» **Written instruction**
Write out the material exactly, without any of its pictures.

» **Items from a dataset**
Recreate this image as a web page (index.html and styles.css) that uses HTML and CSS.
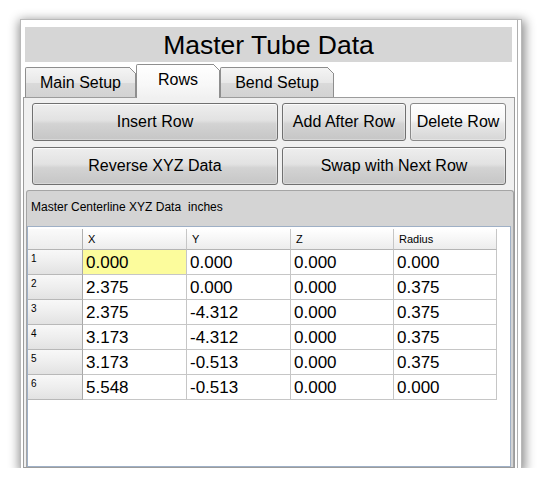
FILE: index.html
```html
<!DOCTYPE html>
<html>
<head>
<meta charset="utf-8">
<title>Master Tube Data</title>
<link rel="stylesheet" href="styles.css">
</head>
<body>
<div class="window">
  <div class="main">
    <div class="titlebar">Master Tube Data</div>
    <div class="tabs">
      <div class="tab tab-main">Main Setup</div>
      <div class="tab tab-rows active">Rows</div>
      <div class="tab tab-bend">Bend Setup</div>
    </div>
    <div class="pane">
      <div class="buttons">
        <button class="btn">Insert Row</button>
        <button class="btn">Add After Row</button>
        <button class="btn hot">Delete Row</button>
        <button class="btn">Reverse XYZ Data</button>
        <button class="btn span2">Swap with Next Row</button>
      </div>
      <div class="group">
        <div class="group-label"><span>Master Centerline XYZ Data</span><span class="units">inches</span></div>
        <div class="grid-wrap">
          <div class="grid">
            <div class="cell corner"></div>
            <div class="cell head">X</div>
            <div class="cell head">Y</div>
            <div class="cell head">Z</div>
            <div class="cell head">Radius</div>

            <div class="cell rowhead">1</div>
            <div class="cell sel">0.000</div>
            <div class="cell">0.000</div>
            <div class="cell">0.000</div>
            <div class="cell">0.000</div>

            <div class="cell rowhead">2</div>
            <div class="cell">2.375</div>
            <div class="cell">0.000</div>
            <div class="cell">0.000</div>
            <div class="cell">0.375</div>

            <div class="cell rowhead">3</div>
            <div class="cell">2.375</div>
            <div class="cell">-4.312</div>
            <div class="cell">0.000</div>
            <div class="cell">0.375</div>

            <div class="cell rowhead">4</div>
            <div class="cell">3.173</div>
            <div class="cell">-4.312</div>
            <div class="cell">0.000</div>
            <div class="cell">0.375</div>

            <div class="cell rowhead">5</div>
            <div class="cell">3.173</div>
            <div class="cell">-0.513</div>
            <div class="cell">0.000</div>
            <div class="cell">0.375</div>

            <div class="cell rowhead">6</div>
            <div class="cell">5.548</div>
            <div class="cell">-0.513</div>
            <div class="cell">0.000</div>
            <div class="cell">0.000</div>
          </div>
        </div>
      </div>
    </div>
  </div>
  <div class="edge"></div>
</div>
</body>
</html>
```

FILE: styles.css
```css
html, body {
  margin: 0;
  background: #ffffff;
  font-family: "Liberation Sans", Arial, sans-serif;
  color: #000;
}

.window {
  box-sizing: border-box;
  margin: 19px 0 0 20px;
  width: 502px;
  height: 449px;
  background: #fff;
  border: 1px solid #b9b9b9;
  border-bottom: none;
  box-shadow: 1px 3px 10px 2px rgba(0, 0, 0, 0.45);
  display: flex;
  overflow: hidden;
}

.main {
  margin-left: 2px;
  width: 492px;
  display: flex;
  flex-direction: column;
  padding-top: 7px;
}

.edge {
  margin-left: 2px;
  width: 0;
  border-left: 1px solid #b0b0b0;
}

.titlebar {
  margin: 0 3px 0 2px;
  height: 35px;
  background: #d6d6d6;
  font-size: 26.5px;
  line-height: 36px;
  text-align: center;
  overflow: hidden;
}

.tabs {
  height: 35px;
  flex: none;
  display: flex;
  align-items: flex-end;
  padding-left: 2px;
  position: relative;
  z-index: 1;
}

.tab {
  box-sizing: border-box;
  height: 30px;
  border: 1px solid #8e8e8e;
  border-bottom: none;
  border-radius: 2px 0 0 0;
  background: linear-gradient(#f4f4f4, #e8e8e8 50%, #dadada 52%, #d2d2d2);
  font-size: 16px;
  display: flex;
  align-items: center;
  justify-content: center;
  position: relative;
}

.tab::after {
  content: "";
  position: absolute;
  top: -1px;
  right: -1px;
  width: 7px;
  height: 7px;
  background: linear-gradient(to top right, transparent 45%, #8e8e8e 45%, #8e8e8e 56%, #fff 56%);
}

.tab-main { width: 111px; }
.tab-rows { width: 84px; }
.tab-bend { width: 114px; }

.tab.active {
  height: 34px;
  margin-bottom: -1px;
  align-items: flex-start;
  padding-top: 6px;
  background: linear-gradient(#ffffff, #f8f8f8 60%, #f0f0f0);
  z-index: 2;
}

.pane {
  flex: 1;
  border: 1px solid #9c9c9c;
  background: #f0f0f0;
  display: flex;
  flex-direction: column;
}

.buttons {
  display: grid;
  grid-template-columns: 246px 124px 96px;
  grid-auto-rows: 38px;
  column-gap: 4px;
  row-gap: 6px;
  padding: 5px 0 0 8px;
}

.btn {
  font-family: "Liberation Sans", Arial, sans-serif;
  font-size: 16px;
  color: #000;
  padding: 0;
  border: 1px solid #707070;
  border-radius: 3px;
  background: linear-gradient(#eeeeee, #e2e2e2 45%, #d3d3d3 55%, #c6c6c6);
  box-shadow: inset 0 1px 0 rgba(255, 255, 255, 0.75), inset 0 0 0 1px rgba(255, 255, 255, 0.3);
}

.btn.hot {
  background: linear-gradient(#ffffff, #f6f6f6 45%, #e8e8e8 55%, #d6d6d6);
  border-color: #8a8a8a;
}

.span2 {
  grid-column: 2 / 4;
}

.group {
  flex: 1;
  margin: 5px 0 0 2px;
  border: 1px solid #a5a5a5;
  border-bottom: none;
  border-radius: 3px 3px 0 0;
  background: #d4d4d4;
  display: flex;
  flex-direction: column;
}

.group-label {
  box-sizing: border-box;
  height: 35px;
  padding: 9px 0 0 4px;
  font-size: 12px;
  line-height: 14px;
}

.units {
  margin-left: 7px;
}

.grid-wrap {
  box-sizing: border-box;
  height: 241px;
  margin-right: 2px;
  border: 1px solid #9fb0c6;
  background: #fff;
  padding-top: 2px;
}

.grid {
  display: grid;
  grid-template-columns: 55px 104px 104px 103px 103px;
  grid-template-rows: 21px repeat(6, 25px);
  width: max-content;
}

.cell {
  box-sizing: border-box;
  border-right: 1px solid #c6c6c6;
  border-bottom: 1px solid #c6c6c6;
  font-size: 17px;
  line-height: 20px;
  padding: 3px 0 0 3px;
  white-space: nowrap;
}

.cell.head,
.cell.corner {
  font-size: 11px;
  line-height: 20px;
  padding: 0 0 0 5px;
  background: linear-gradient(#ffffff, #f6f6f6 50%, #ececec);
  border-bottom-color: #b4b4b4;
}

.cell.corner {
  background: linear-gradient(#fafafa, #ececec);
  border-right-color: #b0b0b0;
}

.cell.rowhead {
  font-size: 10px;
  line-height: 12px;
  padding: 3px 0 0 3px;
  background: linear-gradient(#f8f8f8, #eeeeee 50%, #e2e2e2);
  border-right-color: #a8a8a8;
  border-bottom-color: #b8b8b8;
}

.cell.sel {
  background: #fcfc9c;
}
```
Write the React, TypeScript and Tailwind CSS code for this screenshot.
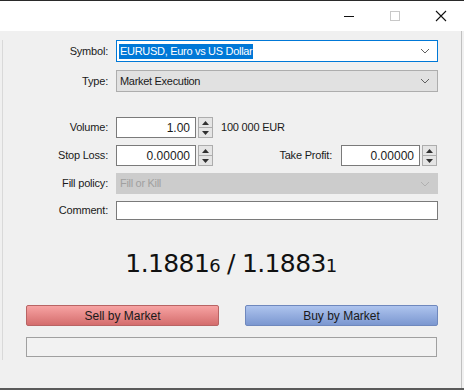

» **Worked solution**
Recreate this image as a web page (index.html and styles.css) that uses HTML and CSS.
FILE: index.html
```html
<!DOCTYPE html>
<html>
<head>
<meta charset="utf-8">
<title>Master Tube Data</title>
<link rel="stylesheet" href="styles.css">
</head>
<body>
<div class="window">
  <div class="main">
    <div class="titlebar">Master Tube Data</div>
    <div class="tabs">
      <div class="tab tab-main">Main Setup</div>
      <div class="tab tab-rows active">Rows</div>
      <div class="tab tab-bend">Bend Setup</div>
    </div>
    <div class="pane">
      <div class="buttons">
        <button class="btn">Insert Row</button>
        <button class="btn">Add After Row</button>
        <button class="btn hot">Delete Row</button>
        <button class="btn">Reverse XYZ Data</button>
        <button class="btn span2">Swap with Next Row</button>
      </div>
      <div class="group">
        <div class="group-label"><span>Master Centerline XYZ Data</span><span class="units">inches</span></div>
        <div class="grid-wrap">
          <div class="grid">
            <div class="cell corner"></div>
            <div class="cell head">X</div>
            <div class="cell head">Y</div>
            <div class="cell head">Z</div>
            <div class="cell head">Radius</div>

            <div class="cell rowhead">1</div>
            <div class="cell sel">0.000</div>
            <div class="cell">0.000</div>
            <div class="cell">0.000</div>
            <div class="cell">0.000</div>

            <div class="cell rowhead">2</div>
            <div class="cell">2.375</div>
            <div class="cell">0.000</div>
            <div class="cell">0.000</div>
            <div class="cell">0.375</div>

            <div class="cell rowhead">3</div>
            <div class="cell">2.375</div>
            <div class="cell">-4.312</div>
            <div class="cell">0.000</div>
            <div class="cell">0.375</div>

            <div class="cell rowhead">4</div>
            <div class="cell">3.173</div>
            <div class="cell">-4.312</div>
            <div class="cell">0.000</div>
            <div class="cell">0.375</div>

            <div class="cell rowhead">5</div>
            <div class="cell">3.173</div>
            <div class="cell">-0.513</div>
            <div class="cell">0.000</div>
            <div class="cell">0.375</div>

            <div class="cell rowhead">6</div>
            <div class="cell">5.548</div>
            <div class="cell">-0.513</div>
            <div class="cell">0.000</div>
            <div class="cell">0.000</div>
          </div>
        </div>
      </div>
    </div>
  </div>
  <div class="edge"></div>
</div>
</body>
</html>
```

FILE: styles.css
```css
html, body {
  margin: 0;
  background: #ffffff;
  font-family: "Liberation Sans", Arial, sans-serif;
  color: #000;
}

.window {
  box-sizing: border-box;
  margin: 19px 0 0 20px;
  width: 502px;
  height: 449px;
  background: #fff;
  border: 1px solid #b9b9b9;
  border-bottom: none;
  box-shadow: 1px 3px 10px 2px rgba(0, 0, 0, 0.45);
  display: flex;
  overflow: hidden;
}

.main {
  margin-left: 2px;
  width: 492px;
  display: flex;
  flex-direction: column;
  padding-top: 7px;
}

.edge {
  margin-left: 2px;
  width: 0;
  border-left: 1px solid #b0b0b0;
}

.titlebar {
  margin: 0 3px 0 2px;
  height: 35px;
  background: #d6d6d6;
  font-size: 26.5px;
  line-height: 36px;
  text-align: center;
  overflow: hidden;
}

.tabs {
  height: 35px;
  flex: none;
  display: flex;
  align-items: flex-end;
  padding-left: 2px;
  position: relative;
  z-index: 1;
}

.tab {
  box-sizing: border-box;
  height: 30px;
  border: 1px solid #8e8e8e;
  border-bottom: none;
  border-radius: 2px 0 0 0;
  background: linear-gradient(#f4f4f4, #e8e8e8 50%, #dadada 52%, #d2d2d2);
  font-size: 16px;
  display: flex;
  align-items: center;
  justify-content: center;
  position: relative;
}

.tab::after {
  content: "";
  position: absolute;
  top: -1px;
  right: -1px;
  width: 7px;
  height: 7px;
  background: linear-gradient(to top right, transparent 45%, #8e8e8e 45%, #8e8e8e 56%, #fff 56%);
}

.tab-main { width: 111px; }
.tab-rows { width: 84px; }
.tab-bend { width: 114px; }

.tab.active {
  height: 34px;
  margin-bottom: -1px;
  align-items: flex-start;
  padding-top: 6px;
  background: linear-gradient(#ffffff, #f8f8f8 60%, #f0f0f0);
  z-index: 2;
}

.pane {
  flex: 1;
  border: 1px solid #9c9c9c;
  background: #f0f0f0;
  display: flex;
  flex-direction: column;
}

.buttons {
  display: grid;
  grid-template-columns: 246px 124px 96px;
  grid-auto-rows: 38px;
  column-gap: 4px;
  row-gap: 6px;
  padding: 5px 0 0 8px;
}

.btn {
  font-family: "Liberation Sans", Arial, sans-serif;
  font-size: 16px;
  color: #000;
  padding: 0;
  border: 1px solid #707070;
  border-radius: 3px;
  background: linear-gradient(#eeeeee, #e2e2e2 45%, #d3d3d3 55%, #c6c6c6);
  box-shadow: inset 0 1px 0 rgba(255, 255, 255, 0.75), inset 0 0 0 1px rgba(255, 255, 255, 0.3);
}

.btn.hot {
  background: linear-gradient(#ffffff, #f6f6f6 45%, #e8e8e8 55%, #d6d6d6);
  border-color: #8a8a8a;
}

.span2 {
  grid-column: 2 / 4;
}

.group {
  flex: 1;
  margin: 5px 0 0 2px;
  border: 1px solid #a5a5a5;
  border-bottom: none;
  border-radius: 3px 3px 0 0;
  background: #d4d4d4;
  display: flex;
  flex-direction: column;
}

.group-label {
  box-sizing: border-box;
  height: 35px;
  padding: 9px 0 0 4px;
  font-size: 12px;
  line-height: 14px;
}

.units {
  margin-left: 7px;
}

.grid-wrap {
  box-sizing: border-box;
  height: 241px;
  margin-right: 2px;
  border: 1px solid #9fb0c6;
  background: #fff;
  padding-top: 2px;
}

.grid {
  display: grid;
  grid-template-columns: 55px 104px 104px 103px 103px;
  grid-template-rows: 21px repeat(6, 25px);
  width: max-content;
}

.cell {
  box-sizing: border-box;
  border-right: 1px solid #c6c6c6;
  border-bottom: 1px solid #c6c6c6;
  font-size: 17px;
  line-height: 20px;
  padding: 3px 0 0 3px;
  white-space: nowrap;
}

.cell.head,
.cell.corner {
  font-size: 11px;
  line-height: 20px;
  padding: 0 0 0 5px;
  background: linear-gradient(#ffffff, #f6f6f6 50%, #ececec);
  border-bottom-color: #b4b4b4;
}

.cell.corner {
  background: linear-gradient(#fafafa, #ececec);
  border-right-color: #b0b0b0;
}

.cell.rowhead {
  font-size: 10px;
  line-height: 12px;
  padding: 3px 0 0 3px;
  background: linear-gradient(#f8f8f8, #eeeeee 50%, #e2e2e2);
  border-right-color: #a8a8a8;
  border-bottom-color: #b8b8b8;
}

.cell.sel {
  background: #fcfc9c;
}
```
Write the React, TypeScript and Tailwind CSS code for this screenshot.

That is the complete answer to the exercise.